As things turned out, this "clone" ran through them with 6/45. He was summoned for the third Test, in Karachi.

At this point the boy from Sahiwal faced some problems. He had never flown in an aircraft. He did not know how to use a seat belt. He had to be rescued, luggage and all, for he did not know how to use an elevator.

He was not expected to. He was one of ten children in the family, two of whom died at a very young age. The children shared one room. His father worked in a cotton mill. The family owned three buffaloes, who provided them with milk.

As he told to Peter Oborone, the only ball he could afford was a plastic football, which he put in hot water and took it out only when it shrank to the size of a cricket ball. The shape did not matter. The wicket used to be a tree. He used to get beaten up for skipping studies to play cricket.

But Mushtaq Ahmed knew how to bowl leg-spin, as his 185 wickets from 52 Tests would tell you. Or his 1,407 First-Class wickets.

When he was called up for the Karachi Test, he could not use a knife and a fork, or even speak English. Four years later, he was playing for Somerset. In his first season he was the leading wicket-taker, not just for the county but in the Championship.

He played for Somerset from 1993 to 1998, and for Sussex from 2002 to 2008. Sussex won the Championship title in 2003, 2006, and 2007 – the only occasions when they did so in thirteen decades.

For five consecutive seasons, from 2003 to 2007, he was the leading wicket-taker – as before, not only for Sussex but also across counties.

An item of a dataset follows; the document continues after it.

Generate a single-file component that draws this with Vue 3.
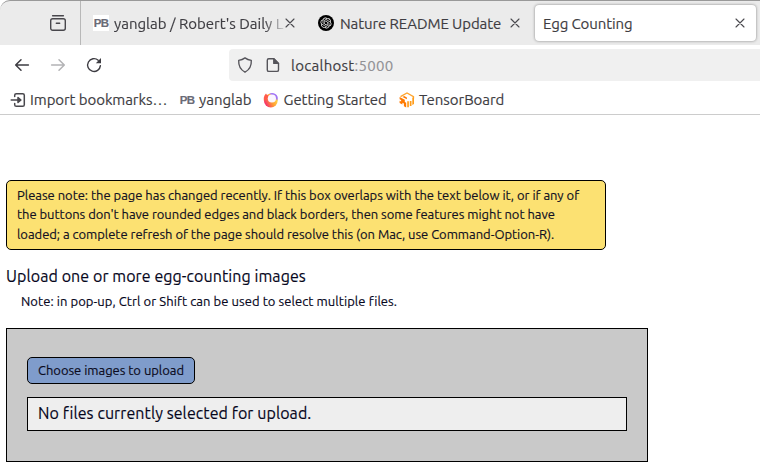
<script setup>
const notice = [
  'Please note: the page has changed recently. If this box overlaps with the text below it, or if any of',
  "the buttons don't have rounded edges and black borders, then some features might not have",
  'loaded; a complete refresh of the page should resolve this (on Mac, use Command-Option-R).'
]
</script>

<template>
  <div class="window">
    <header class="tabs">
      <div class="view-area">
        <svg width="18" height="18" viewBox="0 0 18 18" fill="none" stroke="#48474c" stroke-width="1.4" stroke-linecap="round">
          <path d="M3.6 1.7h10.8M7.3 9.2h3.4" /><rect x="1.7" y="4.7" width="14.6" height="11.6" rx="2" />
        </svg>
      </div>
      <div class="tab tab-lab">
        <span class="pb boxed">PB</span>
        <span class="label fade">yanglab / Robert's Daily L</span>
        <svg class="close" width="10" height="10" viewBox="0 0 10 10"><path d="M1 1l8 8M9 1L1 9" /></svg>
      </div>
      <div class="tab tab-nature">
        <svg width="16" height="16" viewBox="0 0 16 16">
          <circle cx="8" cy="8" r="8" fill="#000" />
          <path transform="translate(2.5 2.5) scale(.458)" fill="#fff" d="M22.2819 9.8211a5.9847 5.9847 0 0 0-.5157-4.9108 6.0462 6.0462 0 0 0-6.5098-2.9A6.0651 6.0651 0 0 0 4.9807 4.1818a5.9847 5.9847 0 0 0-3.9977 2.9 6.0462 6.0462 0 0 0 .7427 7.0966 5.98 5.98 0 0 0 .511 4.9107 6.051 6.051 0 0 0 6.5146 2.9001A5.9847 5.9847 0 0 0 13.2599 24a6.0557 6.0557 0 0 0 5.7718-4.2058 5.9894 5.9894 0 0 0 3.9977-2.9001 6.0557 6.0557 0 0 0-.7475-7.0729zm-9.022 12.6081a4.4755 4.4755 0 0 1-2.8764-1.0408l.1419-.0804 4.7783-2.7582a.7948.7948 0 0 0 .3927-.6813v-6.7369l2.02 1.1686a.071.071 0 0 1 .038.052v5.5826a4.504 4.504 0 0 1-4.4945 4.4944zm-9.6607-4.1254a4.4708 4.4708 0 0 1-.5346-3.0137l.142.0852 4.783 2.7582a.7712.7712 0 0 0 .7806 0l5.8428-3.3685v2.3324a.0804.0804 0 0 1-.0332.0615L9.74 19.9502a4.4992 4.4992 0 0 1-6.1408-1.6464zM2.3408 7.8956a4.485 4.485 0 0 1 2.3655-1.9728V11.6a.7664.7664 0 0 0 .3879.6765l5.8144 3.3543-2.0201 1.1685a.0757.0757 0 0 1-.071 0l-4.8303-2.7865A4.504 4.504 0 0 1 2.3408 7.872zm16.5963 3.8558L13.1038 8.364 15.1192 7.2a.0757.0757 0 0 1 .071 0l4.8303 2.7913a4.4944 4.4944 0 0 1-.6765 8.1042v-5.6772a.79.79 0 0 0-.407-.667zm2.0107-3.0231l-.142-.0852-4.7735-2.7818a.7759.7759 0 0 0-.7854 0L9.409 9.2297V6.8974a.0662.0662 0 0 1 .0284-.0615l4.8303-2.7866a4.4992 4.4992 0 0 1 6.6802 4.66zM8.3065 12.863l-2.02-1.1638a.0804.0804 0 0 1-.038-.0567V6.0742a4.4992 4.4992 0 0 1 7.3757-3.4537l-.142.0805L8.704 5.459a.7948.7948 0 0 0-.3927.6813zm1.0976-2.3654l2.602-1.4998 2.6069 1.4998v2.9994l-2.5974 1.4997-2.6067-1.4997Z" />
        </svg>
        <span class="label">Nature README Update</span>
        <svg class="close" width="10" height="10" viewBox="0 0 10 10"><path d="M1 1l8 8M9 1L1 9" /></svg>
      </div>
      <div class="tab active">
        <span class="label">Egg Counting</span>
        <svg class="close" width="10" height="10" viewBox="0 0 10 10"><path d="M1 1l8 8M9 1L1 9" /></svg>
      </div>
    </header>

    <nav class="toolbar">
      <svg width="16" height="16" viewBox="0 0 16 16" fill="none" stroke="#3d3c42" stroke-width="1.5" stroke-linecap="round" stroke-linejoin="round"><path d="M14.4 8H1.8M7 2.7L1.7 8 7 13.3" /></svg>
      <svg width="16" height="16" viewBox="0 0 16 16" fill="none" stroke="#b3b3b5" stroke-width="1.5" stroke-linecap="round" stroke-linejoin="round"><path d="M1.6 8h12.6M9 2.7L14.3 8 9 13.3" /></svg>
      <svg width="16" height="16" viewBox="0 0 16 16" fill="none" stroke="#3d3c42" stroke-width="1.4" stroke-linecap="round"><path d="M14.4 8.6A6.4 6.4 0 1 1 12.2 3.2" /><path d="M15 1v5.2H9.8z" fill="#3d3c42" stroke="none" /></svg>
      <div class="address">
        <svg width="16" height="16" viewBox="0 0 16 16" fill="none" stroke="#55545a" stroke-width="1.35" stroke-linejoin="round"><path d="M8 .9c1.9 1.5 4 2.200 6.300 2.500.3 5.300-1.700 9.300-6.300 11.800C3.4 12.7 1.4 8.7 1.7 3.4 4 3.1 6.1 2.4 8 .9z" /></svg>
        <svg class="page" width="16" height="16" viewBox="0 0 16 16" fill="none" stroke="#55545a" stroke-width="1.4" stroke-linejoin="round"><path d="M3.8 1.7h5l4.7 4.7v6.5c0 1-.5 1.5-1.5 1.5H3.8c-1 0-1.5-.5-1.5-1.5V3.2c0-1 .5-1.5 1.5-1.5z" /><path d="M8.8 1.7v4.7h4.7z" fill="#55545a" /></svg>
        <span class="url">localhost<i>:5000</i></span>
      </div>
    </nav>

    <nav class="bookmarks">
      <a class="import">
        <svg width="16" height="16" viewBox="0 0 16 16" fill="none" stroke="#48474c" stroke-width="1.5" stroke-linecap="round" stroke-linejoin="round"><path d="M4.7 4.5V3.3c0-1 .6-1.6 1.6-1.6h6.4c1 0 1.6.6 1.6 1.6v9.4c0 1-.6 1.6-1.6 1.6H6.3c-1 0-1.6-.6-1.6-1.6v-1.2M1.2 8h9" /><path d="M8 5.6L10.900 8 8 10.400z" fill="#48474c" /></svg>
        <span>Import bookmarks…</span>
      </a>
      <a class="lab"><span class="pb">PB</span><span>yanglab</span></a>
      <a class="started">
        <svg width="16" height="16" viewBox="0 0 16 16">
          <defs>
            <linearGradient id="fire" x1=".95" y1=".3" x2=".1" y2=".75"><stop offset="0" stop-color="#ffdf45" /><stop offset=".5" stop-color="#ff9a35" /><stop offset="1" stop-color="#f5306c" /></linearGradient>
          </defs>
          <circle cx="7.8" cy="8.6" r="6.9" fill="url(#fire)" />
          <path d="M3 1.4C.8 3.5.2 6.500 1.200 9.500L4.500 6l3-1.200C6 3.800 3.800 3.500 3 1.400z" fill="#ff5a4a" />
          <path d="M6 1.6C9.500 0 13.300 1.300 14.500 4.600c.5 1.500.3 2.800-.2 3.900L11 4.500z" fill="#a274f5" />
          <circle cx="8.900" cy="6.500" r="4.100" fill="#fbf6ff" />
        </svg>
        <span>Getting Started</span>
      </a>
      <a class="board">
        <svg width="16" height="16" viewBox="0 0 16 16">
          <path d="M1.5 4.600L8 .9l6.500 3.700v2" fill="none" stroke="#ffa52e" stroke-width="1.300" />
          <path d="M.6 5l5.200 2.700v2.200l1.400.8v4.800l-2.300-1.300v-2.700l-1.500-.8v1.900L.6 11V8.800l1.500.7V8L.6 7.300z" fill="#ff7a00" />
          <path d="M3.500 4.900L5.200 4l2.700 1.500v1.800z" fill="#ff7a00" />
          <path d="M8.200 9.200h1.700v6H8.200zM10.800 9h1.700v4.900h-1.700zM13.300 5.500H15V12l-1.700 1z" fill="#ff9c1a" />
        </svg>
        <span>TensorBoard</span>
      </a>
    </nav>

    <main>
      <p class="notice"><span v-for="line in notice" :key="line">{{ line }}</span></p>
      <h1>Upload one or more egg-counting images</h1>
      <p class="note">Note: in pop-up, Ctrl or Shift can be used to select multiple files.</p>
      <form class="upload" @submit.prevent>
        <button type="button">Choose images to upload</button>
        <div class="preview">No files currently selected for upload.</div>
      </form>
    </main>
  </div>
</template>

<style>
body { background: #fff; overflow: hidden; }
</style>

<style scoped>
* { box-sizing: border-box; }
.window { width: 760px; height: 472px; overflow: hidden; font-family: Ubuntu, "Noto Sans", sans-serif; color: #06061c; background: #fff; -webkit-text-stroke: .15px; }
svg { display: block; flex: none; }
.tabs { height: 45px; display: flex; align-items: center; background: #ebebeb; border-top: 1px solid #999; border-top-left-radius: 10px; color: #3e3d42; font-size: 15px; }
.view-area { width: 81px; height: 44px; padding: 13px 0 0 49px; border-right: 1px solid #b8b8b8; }
.tab { display: flex; align-items: center; height: 36px; white-space: nowrap; }
.label { line-height: 22px; padding-top: 2px; }
.close { fill: none; stroke: #4a494e; stroke-width: 1.1; stroke-linecap: round; margin-left: auto; }
.pb { font: bold 11.5px/16px "Liberation Sans", sans-serif; width: 16px; height: 16px; color: #6a6b76; letter-spacing: -.7px; text-align: center; flex: none; }
.boxed { background: #fff; }
.tab-lab { width: 214px; padding-left: 12px; }
.tab-lab .label { margin-left: 5px; width: 171px; }
.fade { -webkit-mask-image: linear-gradient(to right, #000 150px, transparent 174px); mask-image: linear-gradient(to right, #000 150px, transparent 174px); }
.tab-lab .close { margin-left: 0; }
.tab-nature { width: 239px; padding: 0 14px 0 23px; letter-spacing: -.1px; }
.tab-nature .label { margin-left: 6px; }
.active { width: 221px; padding: 0 11px 0 8px; margin-left: 1px; background: #fff; border-radius: 4px; box-shadow: 0 0 3px rgba(0, 0, 0, .45); letter-spacing: -.1px; }
.toolbar { height: 41px; display: flex; align-items: center; padding: 0 0 1px 14px; gap: 20px; }
.address { margin: 0 0 0 107px; flex: 1; height: 32px; display: flex; align-items: center; padding-left: 8px; border-radius: 4px 0 0 4px; background: #f0f0f0; }
.page { margin-left: 12px; }
.url { margin-left: 10px; font-size: 15px; line-height: 20px; padding-top: 1px; letter-spacing: .28px; color: #3e3d42; }
.url i { font-style: normal; color: #919195; }
.bookmarks { height: 29px; display: flex; align-items: center; padding: 0 0 1px 10px; border-bottom: 1px solid #ccc; font-size: 15px; line-height: 22px; color: #3e3d42; }
.bookmarks a { display: flex; align-items: center; white-space: nowrap; }
.import { width: 169px; gap: 4px; letter-spacing: -.08px; }
.lab { width: 84px; gap: 4px; }
.started { width: 136px; gap: 4.5px; letter-spacing: -.07px; }
.board { gap: 4px; letter-spacing: -.05px; }
main { padding: 65px 0 0 6px; }
.notice { margin: 0; width: 600px; height: 70px; padding: 5px 10px; border: 1px solid #000; border-radius: 5px; background: #fce172; font-size: 13px; line-height: 19.5px; color: #100f22; }
.notice span { display: block; white-space: nowrap; letter-spacing: -.035px; }
.notice span:first-child { letter-spacing: -.025px; line-height: 19px; }
h1 { margin: 14px 0 0; font-size: 16px; line-height: 24px; font-weight: 400; letter-spacing: .08px; }
.note { margin: 4px 0 0 15px; font-size: 13px; line-height: 19px; letter-spacing: .07px; }
.upload { margin-top: 17px; width: 642px; height: 134px; padding: 28px 20px; border: 1px solid #000; background: #c9c9c9; }
button { display: block; width: 168px; height: 27px; padding: 0 10px 1px; border: 1px solid #000; border-radius: 5px; background: #7f9ccb; font: 13px/20px Ubuntu, "Noto Sans", sans-serif; letter-spacing: -.03px; color: #0b0b20; text-align: left; white-space: nowrap; }
.preview { margin-top: 13px; height: 34px; padding: 0 10px; border: 1px solid #000; background: #eee; font-size: 16px; line-height: 31px; letter-spacing: .08px; }
</style>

When Mushtaq retired, so desperate were Sussex to find a replacement that they signed up Piyush Chawla, leg-spinner, as soon as they could, and nicknamed him Pushy to rhyme with Mushy.

When the County Championship Twitter handle ran a poll in 2020, Mushtaq Ahmed was voted Sussex's greatest ever cricketer, ahead of John Wisden, William Clarke, Ranjitsinhji, CB Fry, Arthur Gilligan, Maurice Tate, Tiger Pataudi, John Snow, Tony Greig, Imran Khan, and Javed Miandad, among others. No one complained.

Mushtaq Ahmed was born this day, 1970. So popular was he in England that even MCC, as you can see, chose to overcome their usual snootiness in 2016. He did not need to change into a jacket and a tie to ring the bell at Lord's.